The Carrick Library
The Carrick neighborhood in south Pittsburgh had been making the most of its branch library for decades. Granted, the small one-story building carved into a slope was cramped and cavelike, with the only natural light filtered through the glass block of the library’s front façade. But that didn’t stop library staff from developing innovative programming for local youth and adults and establishing the library as a hub of the community.
When it came time for the Carnegie Library of Pittsburgh to invest in a new Carrick branch, the Carrick staff and community knew exactly what they needed from the new building: light, space, and views to the outside. The tight site made this tricky, though.
“We found a way to create a two-story scheme on the existing site,” says Laura Nettleton, owner of Thoughtful Balance and the design partner on the project with NK Architects. “But the community felt they were being shortchanged. It still felt too small, and it didn’t really flow. They weren’t happy.”
In response, the library purchased the adjacent corner lot and tore down the building on it. That allowed for more space for the new library, although the site’s slope still put the ground floor several feet underground at the building’s back edge.

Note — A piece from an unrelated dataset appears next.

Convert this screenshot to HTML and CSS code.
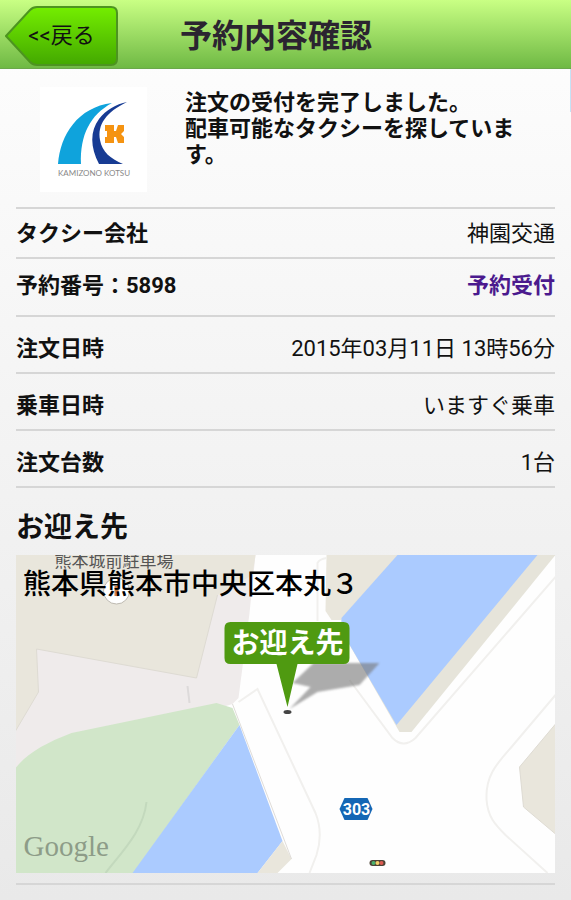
FILE: index.html
```html
<!DOCTYPE html>
<html lang="ja">
<head>
    <meta charset="UTF-8">
    <meta name="viewport" content="width=device-width, initial-scale=1.0">
    <title>予約内容確認</title>
    <link rel="stylesheet" href="styles.css">
</head>
<body>
    <header class="header">
        <button class="back-button" type="button">
            <svg class="back-shape" viewBox="0 0 113 60" aria-hidden="true">
                <defs>
                    <linearGradient id="backFill" x1="0" y1="0" x2="0" y2="1">
                        <stop offset="0" stop-color="#74ee00"/>
                        <stop offset="1" stop-color="#43a800"/>
                    </linearGradient>
                </defs>
                <path d="M1 30 L25 4 Q28 1 32 1 H106 Q112 1 112 7 V53 Q112 59 106 59 H32 Q28 59 25 56 Z" fill="url(#backFill)" stroke="#4d9420" stroke-width="2"/>
            </svg>
            <span class="back-text">&lt;&lt;戻る</span>
        </button>
        <h1 class="title">予約内容確認</h1>
    </header>

    <main class="content">
        <section class="notice">
            <svg class="logo" viewBox="0 0 107 105" role="img" aria-label="KAMIZONO KOTSU">
                <path d="M18 77 C20 48 38 20 72 16 C50 28 40 48 41 77 Z" fill="#0fa3dc"/>
                <path d="M87 15 C66 25 57 38 60 53 C62 65 71 72 83 77 H59 C50 60 50 44 59 32 C66 23 76 17 87 15 Z" fill="#173b93"/>
                <path d="M65 38 H74 V44 H76 L78 38 H84 V44 L81 47 L84 50 V56 H78 L76 50 H74 V56 H65 V50 H67 V44 H65 Z" fill="#f59311"/>
                <text class="logo-text" x="18" y="89">KAMIZONO KOTSU</text>
            </svg>
            <p class="message">注文の受付を完了しました。<br>配車可能なタクシーを探しています。</p>
        </section>

        <dl class="details">
            <div class="row company">
                <dt>タクシー会社</dt>
                <dd>神園交通</dd>
            </div>
            <div class="row number">
                <dt>予約番号：5898</dt>
                <dd><a class="status" href="#">予約受付</a></dd>
            </div>
            <div class="row">
                <dt>注文日時</dt>
                <dd>2015年03月11日 13時56分</dd>
            </div>
            <div class="row">
                <dt>乗車日時</dt>
                <dd>いますぐ乗車</dd>
            </div>
            <div class="row">
                <dt>注文台数</dt>
                <dd>1台</dd>
            </div>
        </dl>

        <h2 class="section-title">お迎え先</h2>
        <div class="map">
            <svg class="map-canvas" viewBox="0 0 540 318" preserveAspectRatio="xMidYMid slice">
                <defs>
                    <filter id="soft"><feGaussianBlur stdDeviation="1"/></filter>
                </defs>
                <rect width="540" height="318" fill="#fefefe"/>
                <!-- left side -->
                <path d="M0 0 H240 L234 58 L223 143 L217 149 L0 215 Z" fill="#efebeb"/>
                <path d="M0 0 H240 L237 20 L202 40 L181 123 L21 94 L23 137 L0 176 Z" fill="#e9e6dc"/>
                <path d="M202 40 L181 123 L21 94 L23 137 L0 176" fill="none" stroke="#dedbd3"/>
                <path d="M172 131 L174 148" stroke="#dddada" stroke-width="2"/>
                <!-- park -->
                <path d="M0 213 C12 198 30 188 56 178 L201 148 L217 153 L224 170 L118 318 H0 Z" fill="#d1e6c9"/>
                <path d="M131 247 C128 275 108 295 90 318" fill="none" stroke="#c3d9bd" stroke-width="2"/>
                <!-- moat -->
                <path d="M224 170 L267 286 L242 318 H117 Z" fill="#abcbff"/>
                <path d="M267 286 L276 304 L262 318 H242 Z" fill="#e9e6dc"/>
                <path d="M217 149 L276 304" fill="none" stroke="#dfdcd8"/>
                <path d="M311 0 H384 L326 65 L316 65 L310 56 Z" fill="#e9e6dc"/>
                <path d="M382 0 H540 L396 177 L384 177 L326 76 V62 Z" fill="#e6e4da"/>
                <path d="M382 0 H522 L381 170 L326 76 V63 Z" fill="#abcbff"/>
                <!-- kerbs -->
                <g fill="none" stroke="#f1f0ee" stroke-width="2">
                    <path d="M302 66 V8 Q304 4 311 3"/>
                    <path d="M223 147 L242 134 L300 258 Q308 278 301 300 L294 318"/>
                    <path d="M334 125 L377 183 Q388 194 400 183 L540 22"/>
                    <path d="M540 140 L496 192 C482 208 470 220 471 244 C472 262 480 270 490 280 L532 318"/>
                </g>
                <path d="M540 169 L504 212 L508 252 L540 279 Z" fill="#e9e6dc" stroke="#dedbd3"/>
                <!-- parking lot -->
                <circle cx="101" cy="36" r="13" fill="#fff" stroke="#bdb9b0"/>
                <rect x="99" y="31" width="4" height="10" fill="#d08048"/>
                <text class="place" x="39" y="12">熊本城前駐車場</text>
                <!-- route 303 -->
                <path d="M329 243 H352 L357 254 L352 265 H329 L324 254 Z" fill="#1467b5"/>
                <text class="route" x="341" y="260">303</text>
                <!-- traffic light -->
                <rect x="354" y="305" width="16" height="6" rx="3" fill="#4c4235"/>
                <circle cx="358" cy="308" r="2" fill="#49b06c"/>
                <circle cx="362" cy="308" r="2" fill="#f4d06a"/>
                <circle cx="366" cy="308" r="2" fill="#dc5a50"/>
                <!-- pin -->
                <path d="M274 154 L295 132 L277 128 L298 108 H364 L344 130 L302 137 Z" fill="#777" opacity=".6" filter="url(#soft)"/>
                <ellipse cx="272" cy="157" rx="4" ry="2" fill="#444"/>
                <path d="M215 67 H328 Q334 67 334 73 V103 Q334 109 328 109 H282 L272 152 L261 109 H215 Q209 109 209 103 V73 Q209 67 215 67 Z" fill="#4f9a11"/>
                <text class="pin" x="272" y="98">お迎え先</text>
                <text class="google" x="8" y="301">Google</text>
            </svg>
            <p class="address">熊本県熊本市中央区本丸３</p>
        </div>
    </main>
    <div class="scroll-thumb"></div>
</body>
</html>
```
FILE: styles.css
```css
* {
    box-sizing: border-box;
}
body {
    position: relative;
    margin: 0;
    min-height: 100vh;
    font-family: Roboto, "Noto Sans CJK JP", sans-serif;
    font-size: 22px;
    line-height: 26px;
    color: #111;
    background: linear-gradient(#fefefe, #f4f4f4 45%, #e9e9e9);
}
.header {
    display: flex;
    align-items: center;
    height: 69px;
    padding: 3px 5px 0;
    background: linear-gradient(#c9ff84, #6fb944);
    border-bottom: 1px solid #6aa84a;
}
.back-button {
    position: relative;
    width: 113px;
    height: 60px;
    padding: 0;
    border: none;
    background: none;
    font: inherit;
    color: #111;
    cursor: pointer;
}
.back-shape {
    position: absolute;
    inset: 0;
}
.back-text {
    position: relative;
}
.title {
    flex: 1;
    margin: 0;
    padding-right: 132px;
    text-align: center;
    font-size: 32px;
    line-height: 40px;
    color: #2b2430;
}
.content {
    padding: 0 16px;
}
.notice {
    display: flex;
    gap: 38px;
    padding: 18px 24px 15px;
}
.logo {
    flex: none;
    width: 107px;
    height: 105px;
    background: #fff;
}
.logo-text {
    font-family: Lato, sans-serif;
    font-size: 8px;
    fill: #888;
}
.message {
    margin: 3px 0 0;
    font-weight: bold;
}
.details {
    margin: 0;
    border-top: 2px solid #d6d6d6;
}
.row {
    display: flex;
    justify-content: space-between;
    padding: 19px 0 10px;
    border-bottom: 2px solid #d6d6d6;
}
.company {
    padding: 12px 0 10px;
}
.number {
    padding: 14px 0 16px;
}
dt {
    font-weight: bold;
}
dd {
    margin: 0;
}
.status {
    color: #4b1a8e;
    font-weight: bold;
    text-decoration: none;
}
.section-title {
    margin: 22px 0 9px;
    font-size: 28px;
    line-height: 36px;
}
.map {
    position: relative;
}
.map::after {
    content: "";
    display: block;
    margin-top: 10px;
    border-bottom: 2px solid #d6d6d6;
}
.map-canvas {
    display: block;
    width: 100%;
    height: 318px;
}
.address {
    position: absolute;
    top: 12px;
    left: 7px;
    margin: 0;
    font-size: 28px;
    line-height: 36px;
    font-weight: 500;
    color: #000;
}
.place {
    font-size: 17px;
    fill: #555;
}
.route {
    font-size: 16px;
    font-weight: bold;
    text-anchor: middle;
    fill: #fff;
}
.pin {
    font-size: 28px;
    font-weight: bold;
    text-anchor: middle;
    fill: #fff;
}
.google {
    font-family: "Liberation Serif", serif;
    font-size: 29px;
    fill: #8d9c88;
}
.scroll-thumb {
    position: absolute;
    top: 69px;
    right: 0;
    width: 1px;
    height: 43px;
    background: #c5e2f5;
}
```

“We saw this rebirth of the Carrick branch as a chance to offer library users and staff a transformation in indoor air quality, comfort, and energy use,” Nettleton says. The concept of Passive House was not new to the Carnegie Library of Pittsburgh. Nettleton had worked with its Director of Facilities Development Ron Graziano, to apply Passive House design principles to the recent renovation of the nearby Hazelwood branch. Though Hazelwood did not quite make certification, Graziano liked the outcome: 16% less energy use despite a doubling of space, lots more light, and peace and quiet. Despite a tight budget for the Carrick project, Passive House design got baked in early.